Cheryl Burch lived with her husband in Davison, Michigan. An avid motorcyclist, she was passionate about her work as a fraud examiner, an enthusiastic clarinet player, and avid concert-goer. She particularly liked the Stevie Wonder song “My Cherie Amour,” her son remembers.
She saw her grandchildren weekly, and loved to take them out for lunch and shopping, and “just completely spoil them rotten,” he said. Although she’d followed guidelines from the Centers for Disease Control and Prevention, she became sick and was hospitalized with COVID-19 in April.
In May, she was put on a ventilator – the same day Aaron and his newly pregnant wife learned they were having a boy. When they told her in a Zoom call, she smiled a little, the nurses told her son later.
Cheryl Burch died on June 4.
There’s grandpa with his nose on
John Walter, a lifelong Queens, New York resident, received a congratulatory letter from the state on his 80th birthday for having the same zip code his entire life.
“His big adventure in life was moving from one side of Metropolitan Avenue to the other side,” his son Brian said.
His sense of humor, though, was boundless, Brian recalled. “He would carry around a red rubber nose in his pocket and at the most inappropriate times, without even saying anything, just put it on,” he said. “You’d look over and there’d be Grandpa sitting with his red rubber nose on like nothing was wrong.”
John worked as a historian and author for most of his life.
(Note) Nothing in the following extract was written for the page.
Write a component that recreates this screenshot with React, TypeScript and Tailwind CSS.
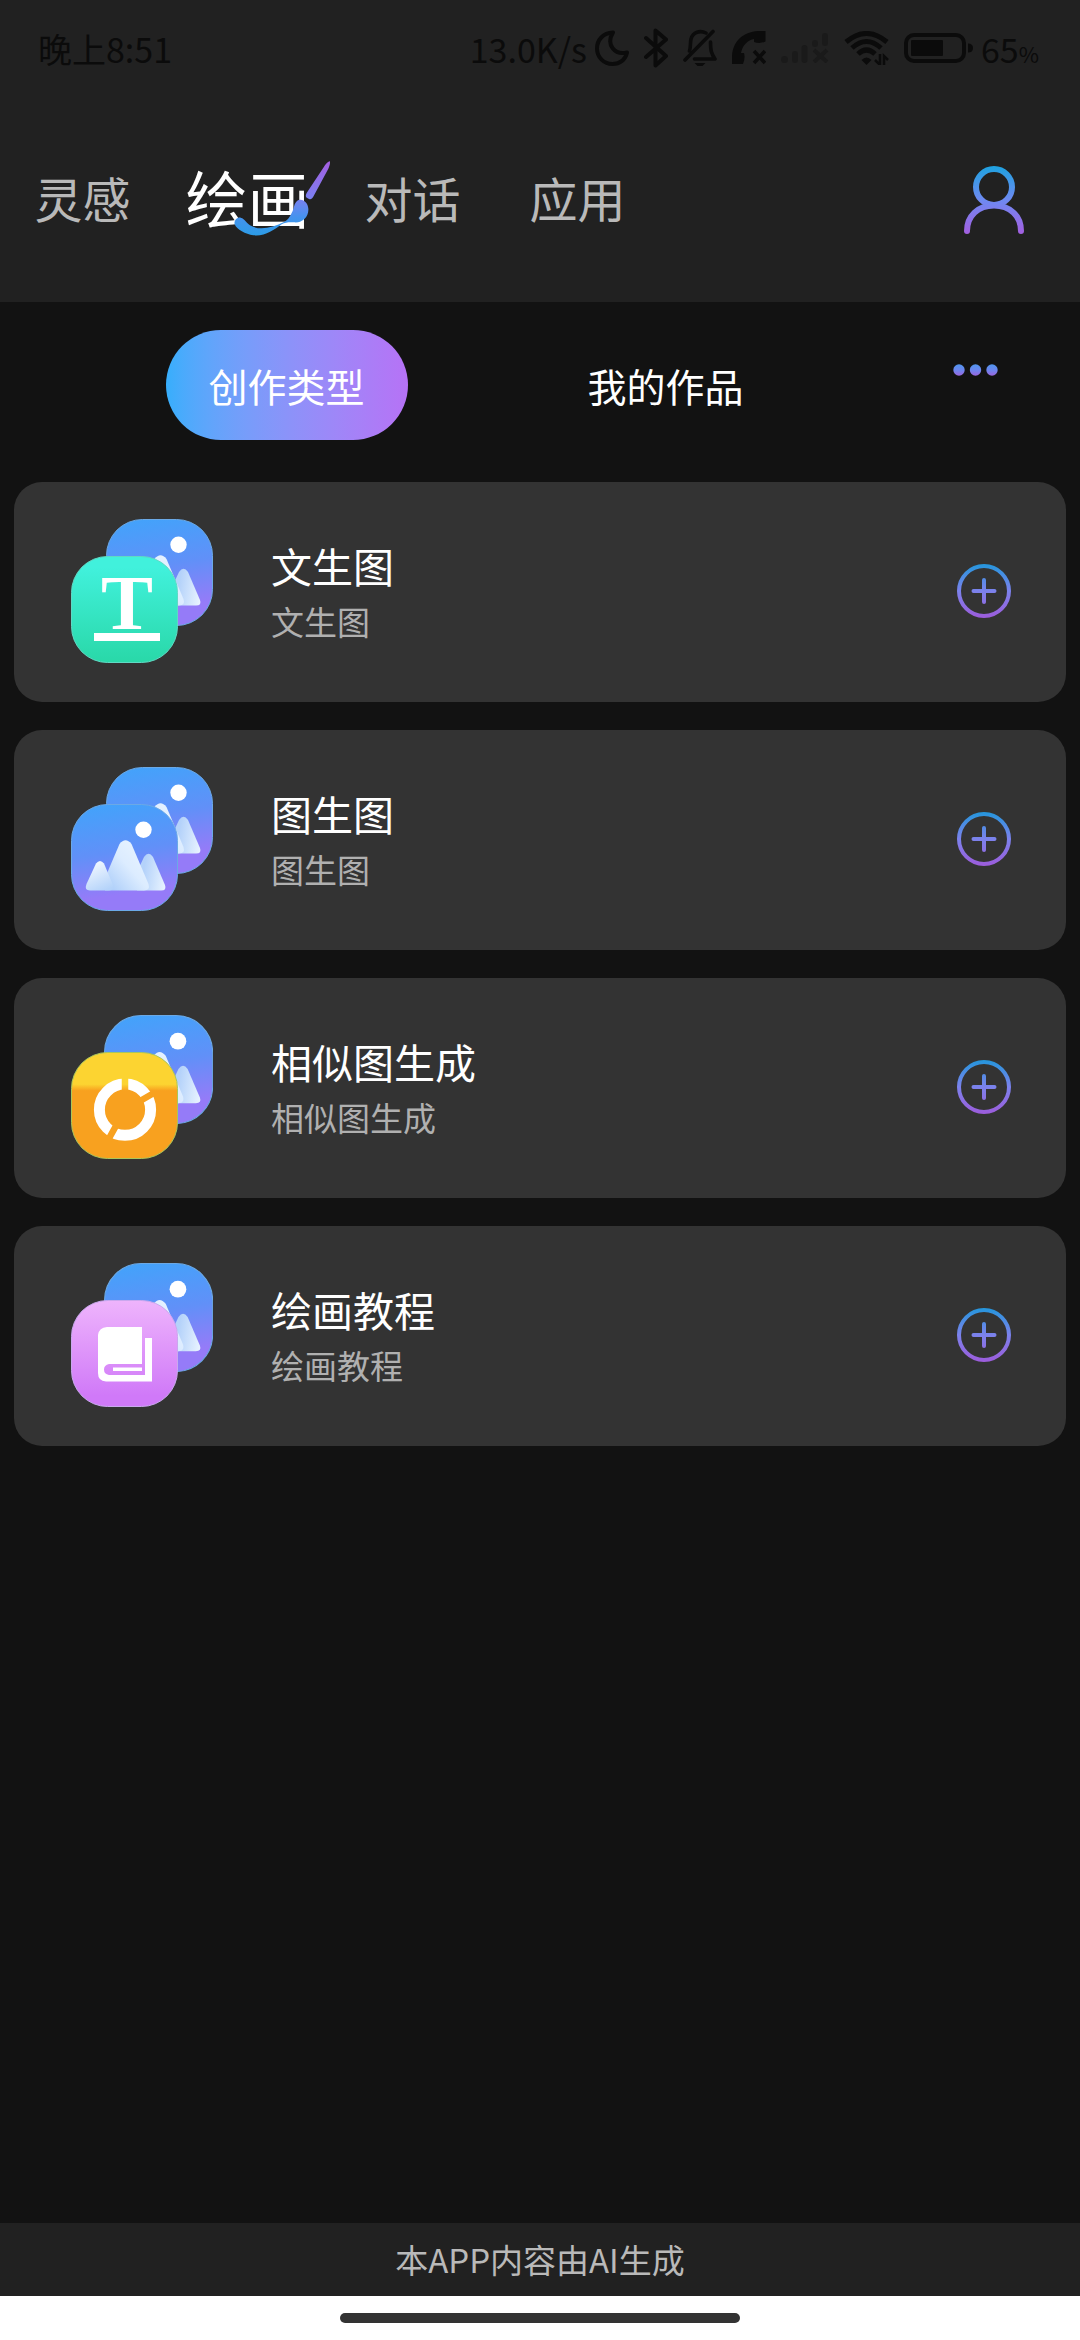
import { useState } from 'react'
import type { ReactNode } from 'react'

const tabs = ['灵感', '绘画', '对话', '应用']

const sections = ['创作类型', '我的作品']

const items = [
  { id: 'text', title: '文生图', description: '文生图' },
  { id: 'image', title: '图生图', description: '图生图' },
  { id: 'similar', title: '相似图生成', description: '相似图生成' },
  { id: 'tutorial', title: '绘画教程', description: '绘画教程' },
]

const Gradients = () => (
  <svg className="absolute h-0 w-0" aria-hidden="true">
    <defs>
      <linearGradient id="picture" x1="0" y1="0" x2="0.15" y2="1">
        <stop offset="0" stopColor="#40a4fb" />
        <stop offset="0.5" stopColor="#6190f8" />
        <stop offset="0.9" stopColor="#957bf8" />
      </linearGradient>
      <linearGradient id="peak" x1="0.3" y1="0" x2="0.7" y2="1">
        <stop offset="0" stopColor="#f4f9ff" />
        <stop offset="1" stopColor="#b4d3fa" />
      </linearGradient>
      <linearGradient id="peakFront" x1="1" y1="0.2" x2="0.2" y2="1">
        <stop offset="0" stopColor="#e9f4ff" />
        <stop offset="0.5" stopColor="#dcecff" />
        <stop offset="1" stopColor="#b0d0fa" />
      </linearGradient>
      <linearGradient id="peakSide" x1="0" y1="0.6" x2="1" y2="0.8">
        <stop offset="0.2" stopColor="#b4d2fa" />
        <stop offset="1" stopColor="#e8f3ff" />
      </linearGradient>
      <linearGradient id="green" x1="0" y1="0" x2="0" y2="1">
        <stop offset="0.1" stopColor="#41f1dc" />
        <stop offset="1" stopColor="#29d8a8" />
      </linearGradient>
      <linearGradient id="orange" x1="0" y1="0" x2="0" y2="1">
        <stop offset="0.3" stopColor="#fcd431" />
        <stop offset="0.36" stopColor="#f8a11f" />
      </linearGradient>
      <linearGradient id="pink" x1="0" y1="0" x2="0" y2="1">
        <stop offset="0" stopColor="#eeb4fc" />
        <stop offset="0.9" stopColor="#d079f8" />
      </linearGradient>
    </defs>
  </svg>
)

const MoonIcon = () => (
  <svg className="h-9 w-[34px]" viewBox="0 0 34 36" fill="none" stroke="currentColor" strokeWidth="4" strokeLinejoin="round">
    <path d="M18 2.5C8 3 2 10 2 18.500C2 27.500 9 34 17.500 34C25 34 30.500 29.500 32 22.500C20 25.500 10.500 15 18 2.500Z" />
  </svg>
)

const BluetoothIcon = () => (
  <svg className="h-10 w-6" viewBox="0 0 24 40" fill="none" stroke="currentColor" strokeWidth="4" strokeLinejoin="round" strokeLinecap="round">
    <path d="M2 10L22 28L11.500 37.500V2.500L22 11.500L2 29" />
  </svg>
)

const BellOffIcon = () => (
  <svg className="h-[38px] w-[34px]" viewBox="0 0 34 38" fill="none" stroke="currentColor" strokeWidth="3.6" strokeLinejoin="round" strokeLinecap="round">
    <path d="M2 31L30 2.500" />
    <path d="M6.500 22C8 17 7 14 8 10C10 3 17 1 23 4" />
    <path d="M27.500 13C27.500 21 28 24 32 30H11.500" />
    <path d="M11.500 34H22.500L19.500 37H14.500Z" fill="currentColor" stroke="none" />
  </svg>
)

const PhoneMissedIcon = () => (
  <svg className="h-[34px] w-[34px]" viewBox="0 0 34 34" fill="none">
    <path
      d="M0 33V25C1 10 11 1 26 0H33.500V10.500Q28 13 22 11V8C16 9 10.500 14 9 22H12Q13.500 27 11 33Z"
      fill="currentColor"
    />
    <path d="M22 20L33 32M33 20L22 32" stroke="currentColor" strokeWidth="3.6" />
  </svg>
)

const SignalIcon = () => (
  <svg className="h-[30px] w-12 text-[#1a1a1a]" viewBox="0 0 48 30" fill="currentColor">
    <circle cx="3.500" cy="26.500" r="3.500" />
    <rect x="11" y="18" width="6" height="12" rx="3" />
    <rect x="20.500" y="12" width="6" height="18" rx="3" />
    <rect x="31" y="7" width="6" height="7" rx="3" />
    <rect x="41" y="0" width="6" height="13" rx="3" />
    <path d="M33 17L46 29M46 17L33 29" stroke="currentColor" strokeWidth="4" />
  </svg>
)

const WifiIcon = () => (
  <svg className="h-[34px] w-[45px]" viewBox="0 0 45 34" fill="none" stroke="currentColor" strokeWidth="5">
    <path d="M2 11Q22.500 -6 43 11" />
    <path d="M8 17Q22.500 4 37 17" />
    <path d="M14 23Q22.500 15 31 23" />
    <path d="M17.500 29Q22.500 24 27.500 29L22.500 34Z" fill="currentColor" stroke="none" />
    <path d="M36 23V34L31 29M40 34V25L44 29" strokeWidth="2.500" />
  </svg>
)

const BatteryIcon = () => (
  <svg className="h-[30px] w-[69px]" viewBox="0 0 69 30" fill="none">
    <rect x="2" y="2" width="58" height="26" rx="8" stroke="currentColor" strokeWidth="4" />
    <rect x="7" y="7" width="32" height="16" rx="1" fill="currentColor" />
    <path d="M64 10.500Q69 10.500 69 15T64 19.500Z" fill="currentColor" />
  </svg>
)

const StatusBar = () => (
  <div className="flex h-[98px] items-center justify-between pb-0.5 pl-[38px] pr-[41px] text-[#0b0b0b]">
    <span className="text-[34px]">晚上8:51</span>
    <div className="flex items-center">
      <span className="mr-2 text-[34px]">13.0K/s</span>
      <div className="flex items-center gap-[15px]">
        <MoonIcon />
        <BluetoothIcon />
        <BellOffIcon />
        <PhoneMissedIcon />
        <SignalIcon />
        <WifiIcon />
        <BatteryIcon />
      </div>
      <span className="ml-2 text-[34px]">
        65<span className="text-[22px]">%</span>
      </span>
    </div>
  </div>
)

const Brush = () => (
  <svg className="absolute left-[69px] top-1 h-[75px] w-24" viewBox="0 0 288 225" aria-hidden="true">
    <defs>
      <linearGradient id="brush" gradientUnits="userSpaceOnUse" x1="0" y1="0" x2="0" y2="225">
        <stop offset="0" stopColor="#a45ee0" />
        <stop offset="0.5" stopColor="#7b80f2" />
        <stop offset="0.75" stopColor="#4593ee" />
        <stop offset="1" stopColor="#2b9ce6" />
      </linearGradient>
    </defs>
    <path
      fill="url(#brush)"
      d="M288 1C289 5 287 14 283 23L239 105C236 112 231 116 225 114L218 110C214 107 215 101 218 96L270 17C275 9 284 0 288 1Z"
    />
    <path
      fill="url(#brush)"
      d="M2 190C-1 180 8 168 20 170C34 173 36 188 54 196C82 209 118 199 150 183C165 175 170 162 176 150C181 137 181 123 194 117C210 113 222 128 223 143C225 168 204 187 180 184C168 183 155 183 143 190C120 207 92 227 58 223C35 220 8 206 2 190Z"
    />
  </svg>
)

const UserIcon = () => (
  <svg className="h-[68px] w-[60px]" viewBox="0 0 60 68" fill="none" aria-hidden="true">
    <defs>
      <linearGradient id="user" gradientUnits="userSpaceOnUse" x1="0" y1="0" x2="0" y2="68">
        <stop offset="0" stopColor="#1ea2e0" />
        <stop offset="0.5" stopColor="#6e8af2" />
        <stop offset="1" stopColor="#a35fe0" />
      </linearGradient>
    </defs>
    <g stroke="url(#user)" strokeWidth="6">
      <circle cx="30" cy="21" r="18" />
      <path d="M3 65C3 50 14 39.500 30 39.500S57 50 57 65" strokeLinecap="round" />
    </g>
  </svg>
)

const MoreIcon = () => (
  <svg className="h-3 w-[45px]" viewBox="0 0 45 12" aria-hidden="true">
    <defs>
      <linearGradient id="dots" x1="0" y1="0" x2="0" y2="1">
        <stop offset="0" stopColor="#4f95ee" />
        <stop offset="0.5" stopColor="#6c86ef" />
        <stop offset="1" stopColor="#9a66de" />
      </linearGradient>
    </defs>
    <circle cx="6" cy="6" r="5.700" fill="url(#dots)" />
    <circle cx="22.500" cy="6" r="5.700" fill="url(#dots)" />
    <circle cx="39" cy="6" r="5.700" fill="url(#dots)" />
  </svg>
)

const PlusIcon = () => (
  <svg className="h-[54px] w-[54px]" viewBox="0 0 54 54" fill="none" aria-hidden="true">
    <defs>
      <linearGradient id="plus" gradientUnits="userSpaceOnUse" x1="0" y1="0" x2="0" y2="54">
        <stop offset="0" stopColor="#2496dc" />
        <stop offset="0.5" stopColor="#7c82ec" />
        <stop offset="1" stopColor="#9c5cdb" />
      </linearGradient>
    </defs>
    <g stroke="url(#plus)" strokeWidth="4" strokeLinecap="round">
      <circle cx="27" cy="27" r="25" />
      <path d="M16.500 27H37.500M27 16L27.010 38" />
    </g>
  </svg>
)

const Picture = () => (
  <>
    <rect x="0.5" y="0.5" width="106" height="106" rx="36" fill="url(#picture)" stroke="#6ba9e6" />
    <circle cx="72.500" cy="25.700" r="8.200" fill="#fff" />
    <path
      d="M73 53Q77.500 46.500 82 53L94 81Q96 86.500 90 86.500H66V68Z"
      fill="url(#peakSide)"
    />
    <path
      d="M48.500 40Q54.500 32.500 60.500 40L77.500 80Q79.500 86.500 73 86.500H34V74Z"
      fill="url(#peakFront)"
    />
    <path
      d="M25 59.500Q29 54.500 33 59.500L41.500 80Q43.500 86.500 38 86.500H19Q13 86.500 15.500 80Z"
      fill="url(#peak)"
    />
  </>
)

const fronts: Record<string, ReactNode> = {
  text: (
    <>
      <rect x="0.500" y="37.500" width="106" height="106" rx="36" fill="url(#green)" stroke="#5fd9c4" />
      <text x="56" y="110" textAnchor="middle" fill="#fff" className="font-['Liberation_Serif',serif] text-[78px] font-bold">
        T
      </text>
      <rect x="23" y="114" width="66" height="8" fill="#fff" />
    </>
  ),
  image: (
    <g transform="translate(0 37)">
      <Picture />
    </g>
  ),
  similar: (
    <>
      <rect x="0.500" y="37.500" width="106" height="106" rx="36" fill="url(#orange)" stroke="#a9c65c" />
      <mask id="ringGaps" maskUnits="userSpaceOnUse" x="0" y="37" width="107" height="107">
        <rect y="37" width="107" height="107" fill="#fff" />
        <path d="M54 94.700V60M54 94.700L88 75M54 94.700L36 127" stroke="#000" strokeWidth="6.500" />
      </mask>
      <circle cx="54" cy="94.700" r="25.600" fill="none" stroke="#fff" strokeWidth="11" mask="url(#ringGaps)" />
    </>
  ),
  tutorial: (
    <>
      <rect x="0.500" y="37.500" width="106" height="106" rx="36" fill="url(#pink)" stroke="#c9a8ee" />
      <path
        fill="#fff"
        fillRule="evenodd"
        d="M36 64H71V101H38Q33 102 33 106.500T38 112H74V75H81V118.500H35Q27 118 27 110V72Q28 64.500 36 64Z"
      />
      <rect x="42" y="104.500" width="29" height="3.500" fill="#fff" />
    </>
  ),
}

const ItemIcon = ({ id }: { id: string }) => (
  <svg className="h-36 w-[142px] shrink-0" viewBox="0 0 142 144" aria-hidden="true">
    <g transform={id === 'similar' || id === 'tutorial' ? 'translate(33 0) scale(1.020)' : 'translate(35 0)'}>
      <Picture />
    </g>
    {fronts[id]}
  </svg>
)

const App = () => {
  const [tab, setTab] = useState('绘画')
  const [section, setSection] = useState('创作类型')

  return (
    <div className="flex min-h-screen flex-col bg-[#121212] font-['Noto_Sans_CJK_SC',sans-serif] text-white">
      <Gradients />
      <header className="bg-[#212121]">
        <StatusBar />
        <div className="flex h-[204px] items-center justify-between pr-14">
          <nav className="flex items-center pb-1.5">
            {tabs.map((t) => (
              <button
                key={t}
                type="button"
                onClick={() => setTab(t)}
                className={
                  t === tab
                    ? 'relative w-[165px] text-[62px] leading-[80px]'
                    : 'w-[165px] text-[48px] leading-[80px] text-[#b9b9b9]'
                }
              >
                {t}
                {t === tab && <Brush />}
              </button>
            ))}
          </nav>
          <button type="button" aria-label="我的">
            <UserIcon />
          </button>
        </div>
      </header>

      <main className="flex-1 px-3.5 pt-7">
        <div className="flex pl-[83px]">
          {sections.map((s) => (
            <div key={s} className="flex flex-1 justify-center">
              <button
                type="button"
                onClick={() => setSection(s)}
                className={
                  s === section
                    ? 'h-[110px] w-[242px] rounded-full bg-linear-to-r from-[#36aefc] to-[#b672f6] text-[39px]'
                    : 'h-[110px] w-[242px] text-[39px]'
                }
              >
                {s}
              </button>
            </div>
          ))}
          <div className="w-[211px] pl-[98px] pt-[34px]">
            <button type="button" aria-label="更多" className="flex">
              <MoreIcon />
            </button>
          </div>
        </div>

        <ul className="mt-[42px] grid gap-7">
          {items.map((item) => (
            <li key={item.id} className="flex h-[220px] items-center rounded-[28px] bg-[#333333] pb-0.5 pl-[57px] pr-[55px]">
              <ItemIcon id={item.id} />
              <div className="ml-[58px] flex-1">
                <h2 className="text-[41px] leading-[60px]">{item.title}</h2>
                <p className="text-[33px] leading-[52px] text-[#b0b0b0]">{item.description}</p>
              </div>
              <button type="button" aria-label={item.title}>
                <PlusIcon />
              </button>
            </li>
          ))}
        </ul>
      </main>

      <footer>
        <p className="bg-[#212121] text-center text-[33px] leading-[73px] text-[#b9b9b9]">本APP内容由AI生成</p>
        <div className="flex h-11 items-center justify-center bg-white">
          <div className="h-2.5 w-[37%] rounded-full bg-[#333333]" />
        </div>
      </footer>
    </div>
  )
}

export default App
He was especially close to one of Brian’s two young sons, James, 19, who suffers from autism.
John started feeling unwell in April, was diagnosed with COVID-19 in a Mount Sinai hospital, and died 18 days later.
His sudden loss has been “very difficult,” for James, Brian said.
“He just repeats the same things,” he said. “‘Grandpa can’t watch the Giants anymore’, ‘Grandpa is in heaven,’ and ‘We can’t see Grandpa anymore.’… He just cycles through that.”